The ups and downs of Brexit, the Queen’s 90th, the now Sir Andy Murray winning Wimbledon and reaching the number one ranking, Leicester City’s unlikely Premier League triumph, Trump’s election in the US and Bake Off moving to Channel 4.
Most importantly and something very close to the hearts of every buy-to-let landlord and homeowner in Rotherham… the Rotherham property market.
So, let’s look at the headlines for the Rotherham property market…
In the last month, Rotherham property values rose by 1.01%, leaving them, year on year 5.1% higher. Interestingly, at the same time, Rotherham asking prices are down 1.1% month on month.
All three statistics go to show the Rotherham property market has recovered well after the summer lull, which was worsened by the uncertainty surrounding the EU vote back in June.

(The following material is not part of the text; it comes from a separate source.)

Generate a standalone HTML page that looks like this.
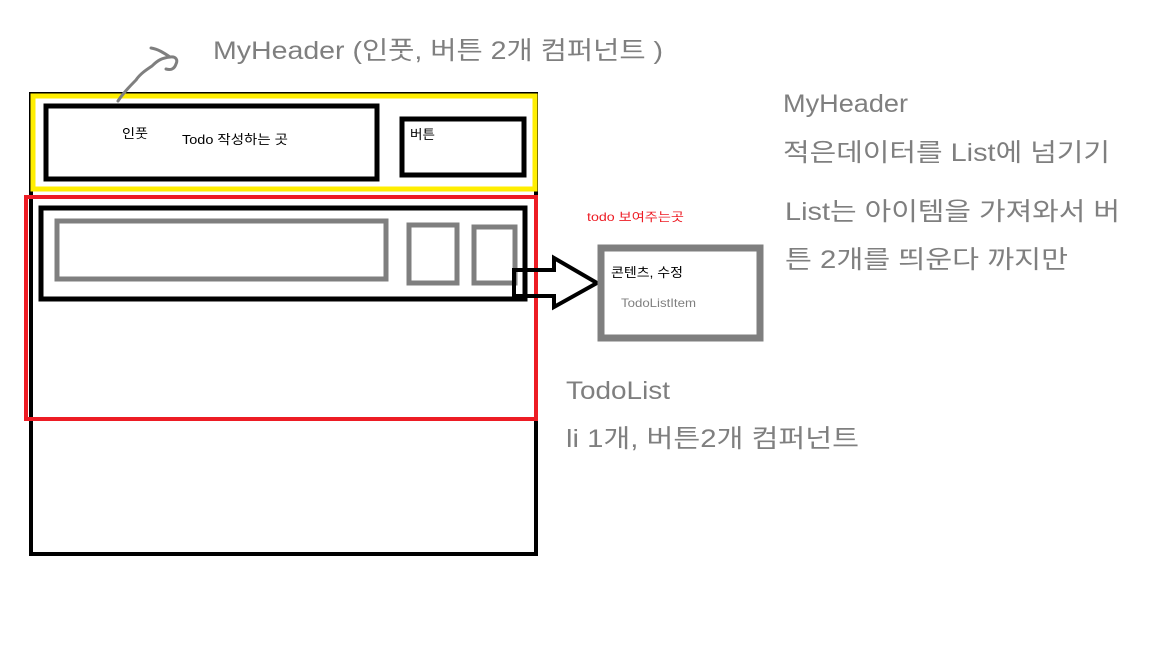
<!DOCTYPE html>
<html><head><meta charset="utf-8"><style>
html,body{margin:0;padding:0;background:#fff;width:1152px;height:648px;overflow:hidden}
svg{display:block}
text{font-family:"Liberation Sans","Noto Sans CJK KR","NanumGothic",sans-serif}
.g{fill:#7f7f7f;font-size:25px}
</style></head><body>
<svg width="1152" height="648" viewBox="0 0 1152 648" xmlns="http://www.w3.org/2000/svg">
<rect x="0" y="0" width="1152" height="648" fill="#fff"/>
<rect x="31" y="94" width="505" height="460" fill="none" stroke="#000" stroke-width="4"/>
<rect x="33" y="96" width="502" height="93" fill="none" stroke="#ffee00" stroke-width="5"/>
<rect x="46" y="106" width="331" height="73" fill="none" stroke="#000" stroke-width="5"/>
<rect x="402" y="119" width="122" height="56" fill="none" stroke="#000" stroke-width="5"/>
<rect x="26" y="197" width="510" height="222" fill="none" stroke="#ed1c24" stroke-width="4"/>
<rect x="41" y="208" width="484" height="91" fill="none" stroke="#000" stroke-width="5"/>
<rect x="57" y="221" width="329" height="58" fill="none" stroke="#7f7f7f" stroke-width="5"/>
<rect x="409" y="225" width="48" height="58" fill="none" stroke="#7f7f7f" stroke-width="5"/>
<rect x="474" y="227" width="41" height="56" fill="none" stroke="#7f7f7f" stroke-width="5"/>
<path d="M514 270 L554 270 L554 258 L597 283 L554 307 L554 296 L514 296 Z" fill="none" stroke="#000" stroke-width="4" stroke-linejoin="miter"/>
<rect x="601" y="248" width="159" height="90" fill="none" stroke="#7f7f7f" stroke-width="7"/>
<path d="M118 101 C124 92 130 86 136 80 C140 74 146 70 152 66 C158 60 162 58 170 57 C176 56 178 60 176 64 C174 70 170 70 166 69 M170 57 C164 53 158 49 151 48" fill="none" stroke="#7f7f7f" stroke-width="3" stroke-linecap="round"/>
<text x="213" y="59" class="g" textLength="450" lengthAdjust="spacingAndGlyphs">MyHeader (인풋, 버튼 2개 컴퍼넌트 )</text>
<text x="783" y="112" class="g" textLength="125" lengthAdjust="spacingAndGlyphs">MyHeader</text>
<text x="783" y="161" class="g" textLength="327" lengthAdjust="spacingAndGlyphs">적은데이터를 List에 넘기기</text>
<text x="785" y="220" class="g" textLength="335" lengthAdjust="spacingAndGlyphs">List는 아이템을 가져와서 버</text>
<text x="785" y="268" class="g" textLength="283" lengthAdjust="spacingAndGlyphs">튼 2개를 띄운다 까지만</text>
<text x="566" y="399" class="g" textLength="104" lengthAdjust="spacingAndGlyphs">TodoList</text>
<text x="566" y="447" class="g" textLength="293" lengthAdjust="spacingAndGlyphs">li 1개, 버튼2개 컴퍼넌트</text>
<text x="122" y="138" font-size="13" fill="#000" textLength="26" lengthAdjust="spacingAndGlyphs">인풋</text>
<text x="182" y="144" font-size="13" fill="#000" textLength="106" lengthAdjust="spacingAndGlyphs">Todo 작성하는 곳</text>
<text x="410" y="139" font-size="13" fill="#000" textLength="25" lengthAdjust="spacingAndGlyphs">버튼</text>
<text x="587" y="221" font-size="12" fill="#ed1c24" textLength="97" lengthAdjust="spacingAndGlyphs">todo 보여주는곳</text>
<text x="611" y="277" font-size="13" fill="#000" textLength="72" lengthAdjust="spacingAndGlyphs">콘텐츠, 수정</text>
<text x="621" y="307" font-size="12" fill="#7f7f7f" textLength="75" lengthAdjust="spacingAndGlyphs">TodoListItem</text>
</svg>
</body></html>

Irrespective of all the issues, the average value of a Rotherham home now stands at £146,200.
Generally, Rotherham asking prices continue to hold up well, as asking prices are 4.1% higher year on year. At this time of year, asking prices tend to drop on the run up to Christmas and locally, they dropped by 1.1% in November 2016, although this compares well with last year’s drop in Rotherham asking prices, as we saw asking prices drop by 2.2% in November 2015.
Now it’s true to say, after chatting with fellow property professionals in Rotherham, all of us have seen the number of property sales fall slightly, suggesting a slowing market, but it is very early days and it could be the time of year. Also, the numbers are limited, so it’s interesting to take note from a recent survey by the Royal Institution of Chartered Surveyors, stating new buyer enquiries and new instructions are falling at the same rate, suggesting that there will not be a downward pressure on property values.
Looking at the figures for the UK (as we can’t just look at Rotherham in isolation), property values are generally rising slower than a few years ago, but on a positive note, there’s still growth across the UK.
You see, slowing property value growth isn’t solely Brexit related, but after a number years of double digit rises in property values, affordability has weakened and cooling price growth is widely seen to be a natural correction of the market.
On the other hand, interest rates being at a record low of 0.25% are helping the property market. The cut in interest rates in the late summer was the medicine for the post-Brexit worry and will, as a consequence, ensure that the UK economy continues to be underpinned by buoyant property prices.
So, what will happen in 2017 in the Rotherham property market?
Some say until we know what type of exit the UK will make from the EU it is hard to evaluate the outcome. Although, I believe, the whole Brexit issue is a sideshow to the main issue in the UK (and Rotherham) housing market as a whole.
As I have mentioned time and time again over the last few months, the biggest issue is demand outstripping supply – too many households are required to house us all.
Rotherham itself has an ever-growing population due to immigration (it will be at least two years before the free movement of labour across EU countries is curbed by Brexit), people living longer and divorce rates (there are 115,000 divorces a year meaning we need thousands of additional households as one household becomes two households).
These are certainly interesting times ahead!